Was Warrington Hudlin, president of the Black Film Makers Foundation and producer of "House Party," accurate when he commented that sexism is even more powerful in Hollywood than racism?
 
"I don't know if it is sexism or just that we haven't had the opportunities," she said. Women are said to make small movies about personal issues of limited interest to the general public. Ms. Allen disagrees. " 'Thelma and Louise' was really a breakthrough movie. We haven't had enough movies like those great Joan Crawford and Bette Davis films. People went to see them. Hollywood is very much a man's world. We don't have a woman who can green-light a movie or order a TV show. But we do have a lot of women producers. Sometimes I sit in a room and it's full of women. I think we're getting there."
On the other hand, she thinks men do not have it that much easier. "I think if I were a man I probably would be equally respected but in a lot more trouble. I think it's harder for them to talk." Ms. Allen recalls the response by network executives to a character on "Fame" who was gay. "They were threatened."

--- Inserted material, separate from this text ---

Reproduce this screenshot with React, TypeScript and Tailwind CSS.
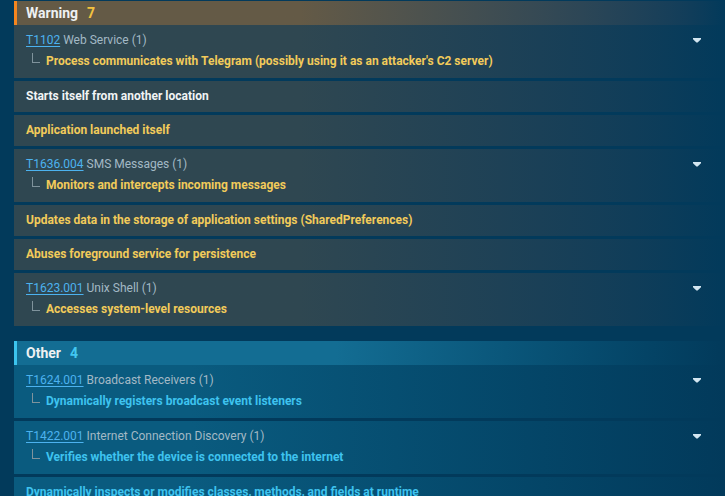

Suddenly meditative, she reaches back to her early love for an analogy. "Dance is about rhythm and time. Our lifetime is very small in the bigger scheme. That is not to say we shouldn't push. But we're getting somewhere. I think we have to keep a positive attitude and not get too angry. But stay defiant and strong. Anger and defiance are two different things."
She smiles broadly. "I should be the darling of Hollywood. No attitude. No, I have a lot of attitude. No ego."